Global Financial Data’s Version of the Dow Jones Industrial Average

GFD’s version of the DJIA includes several adjustments that are unique. First, we have combined the four versions of the DJIA into a single index by introducing adjustment factors when new indices were introduced in 1886, 1896 and 1914. We were able to accurately do this by going back to the New York Times in 1886 and 1896 to calculate the prices of the stocks in the new and the old averages on the day the new index was introduced. Once we found the ratio of stocks in the old and new Industrial indices we used this adjustment factor to chain link the series together.

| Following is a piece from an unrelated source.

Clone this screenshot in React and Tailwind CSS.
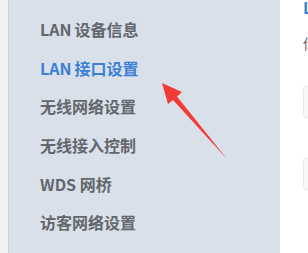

Calculating the adjustment in 1914 was easier because Dow Jones provides data for both the DJIA 12 Stock Average and the DJIA 20 Stock Average between December 1914 and September 1916. Unfortunately, this has led to an oft-repeated error. Many alternate sources use the 12 Stock Average through July 30, 1914 and the 20 Stock Average from December 12, 1914 on, not realizing that they are using different indices that are not comparable. The DJIA 12 Stock Average closed at 71.42 on July 30 and at 74.56 on December 12, 1914, meaning that stocks actually rose in price during the closure of the NYSE. The new DJIA 20 Stock Average closed at 54.63 on December 12, 1914. Sources that combine the 12 and 20 Stock Averages show that the DJIA declined by 23.5% from 71.42 to 54.63 during the closure of the exchange when in fact, the DJIA increased in value while the NYSE was closed. Global Financial Data has provided another unique feature to the DJIA. Although the NYSE was closed between July 30 and December 12 of 1914, stocks were quoted by brokers and traded off the exchange. GFD has gone back and collected this stock data during the closure of the NYSE to recreate the DJIA during part of the time that the NYSE was closed. We collected the data for the 20 stocks in the new DJIA 20 Industrials and calculated the average of the bid and ask prices on these 20 stocks from October 14, 1914 to December 12, 1914. This enabled us to determine that the 1914 bottom for stocks occurred on November 2, 1914 when the DJIA hit 49.07, a level the DJIA wouldn’t revisit until the Great Depression in 1932. Few people realize that stocks in the US had already bottomed out and were heading into a new bull market even before the NYSE reopened on December 14, 1914. Any research on the historical performance of the DJIA should include an analysis of the individual stocks that make up the Dow Jones Industrial Average. Global Financial Data is the only company that has data on every security that has been a component of the Dow Jones Averages from their beginning in 1885 until today. GFD also provides a full history of the components of the DJIA so users can recreate the DJIA on any day over the past 125 years. The only stock that was in the DJIA in 1896 and is currently a part of the DJIA is General Electric whose complete history is illustrated below.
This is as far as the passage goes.